Filter the lines below, copying only those with the string "React".

■ Provided data:
================
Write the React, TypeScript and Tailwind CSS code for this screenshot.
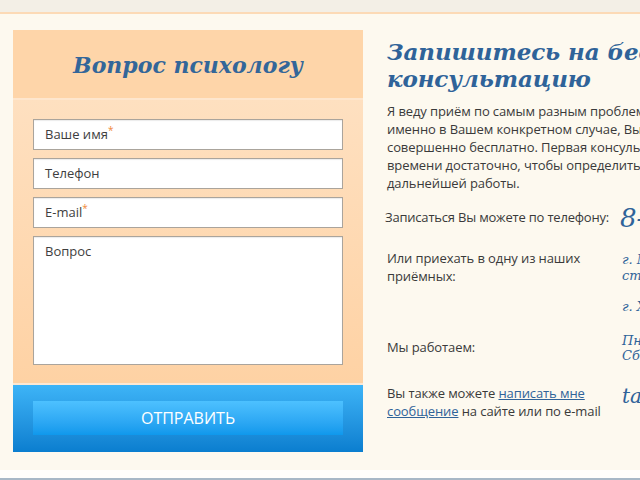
import React from "react"

const sans = { fontFamily: "'Open Sans', 'Noto Sans', sans-serif" }
const serif = { fontFamily: "'DejaVu Serif', 'Liberation Serif', serif" }

function Field({ label, required }: { label: string; required?: boolean }) {
  return (
    <div className="h-[31px] w-full border border-[#aaa49c] bg-white px-[11px] flex items-center text-[13px] text-[#3e3e3e] shadow-[inset_0_1px_1px_rgba(0,0,0,0.08)]">
      {label}
      {required && <span className="text-[#f0883a] text-[10px] -mt-2">*</span>}
    </div>
  )
}

export default function App() {
  return (
    <div className="w-[640px] h-[480px] overflow-hidden bg-[#fdf9ef] relative" style={sans}>
      <div className="h-[12px] bg-[#f3efe6]" />
      <div className="h-[2px] bg-[#fcdab6]" />

      <div className="flex w-[1000px] pt-[16px] pl-[13px]">
        {/* form panel */}
        <div className="w-[350px] shrink-0 flex flex-col">
          <div className="h-[68px] bg-[#fed5a9] flex items-center justify-center">
            <h2 className="text-[22px] font-bold italic text-[#336699] mt-[2px]" style={serif}>
              Вопрос психологу
            </h2>
          </div>
          <div className="h-[2px] bg-[#fee6cd]" />
          <div className="flex flex-col gap-[8px] px-[20px] pt-[19px] pb-[18px] bg-gradient-to-b from-[#fee0c0] to-[#fed2a4]">
            <Field label="Ваше имя" required />
            <Field label="Телефон" />
            <Field label="E-mail" required />
            <div className="h-[129px] w-full border border-[#aaa49c] bg-white px-[11px] pt-[5px] text-[13px] text-[#3e3e3e] shadow-[inset_0_1px_1px_rgba(0,0,0,0.08)]">
              Вопрос
            </div>
          </div>
          <div className="h-[2px] bg-[#fde8d3]" />
          <div className="h-[67px] bg-gradient-to-b from-[#3db4f7] to-[#0a7ecf] px-[20px] pt-[16px]">
            <div className="h-[34px] bg-gradient-to-b from-[#4dc1ff] to-[#0e98ec] flex items-center justify-center text-white text-[16px]">
              ОТПРАВИТЬ
            </div>
          </div>
        </div>

        {/* right column */}
        <div className="pl-[24px] pt-[8px] text-[#3a3a3a] text-[13px] tracking-[-0.1px]">
          <h1 className="text-[23px] leading-[27px] font-bold italic text-[#2f6399] whitespace-nowrap" style={serif}>
            Запишитесь на бесплатную
            <br />
            консультацию
          </h1>
          <p className="mt-[10px] leading-[18px] whitespace-nowrap">
            Я веду приём по самым разным проблемам. Чтобы понять, чем я могу помочь
            <br />
            именно в Вашем конкретном случае, Вы можете записаться на консультацию
            <br />
            совершенно бесплатно. Первая консультация длится около часа — этого
            <br />
            времени достаточно, чтобы определить актуальную проблему и план
            <br />
            дальнейшей работы.
          </p>

          <div className="mt-[8px] flex flex-col">
            <div className="flex items-center h-[36px]">
              <div className="w-[235px] shrink-0 -ml-[2px] tracking-[-0.2px]">Записаться Вы можете по телефону:</div>
              <div className="text-[26px] italic text-[#2f6399] whitespace-nowrap" style={serif}>
                8-800-000-00-00
              </div>
            </div>

            <div className="flex mt-[15px]">
              <div className="w-[235px] shrink-0 leading-[18px] -mt-[2px]">
                Или приехать в одну из наших
                <br />
                приёмных:
              </div>
              <div className="text-[13px] leading-[16px] italic text-[#2f6399] whitespace-nowrap pt-[1px] tracking-normal" style={serif}>
                <div>г. Москва, ул. Примерная, д. 1,</div>
                <div>ст. м. Центральная</div>
                <div className="mt-[15px]">г. Химки, ул. Лесная, д. 5</div>
              </div>
            </div>

            <div className="flex mt-[18px] items-center">
              <div className="w-[235px] shrink-0">Мы работаем:</div>
              <div className="text-[13px] leading-[15px] italic text-[#2f6399] whitespace-nowrap tracking-normal" style={serif}>
                <div>Пн-Пт: с 10:00 до 21:00</div>
                <div>Сб-Вс: с 11:00 до 18:00</div>
              </div>
            </div>

            <div className="flex mt-[21px]">
              <div className="w-[235px] shrink-0 leading-[18px]">
                Вы также можете{" "}
                <a className="underline text-[#2f6399]">написать мне</a>
                <br />
                <a className="underline text-[#2f6399]">сообщение</a> на сайте или по e-mail
              </div>
              <div className="text-[20px] italic text-[#2f6399] whitespace-nowrap -mt-[3px] tracking-normal" style={serif}>
                tatiana@example.ru
              </div>
            </div>
          </div>
        </div>
      </div>

      <div className="absolute left-0 right-0 bottom-0 h-[10px] bg-[#fffefb]">
        <div className="absolute left-0 right-0 bottom-0 h-[2px] bg-[#a8b8c6]" />
      </div>
    </div>
  )
}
================
■ Response to this exercise:
Write the React, TypeScript and Tailwind CSS code for this screenshot.
import React from "react"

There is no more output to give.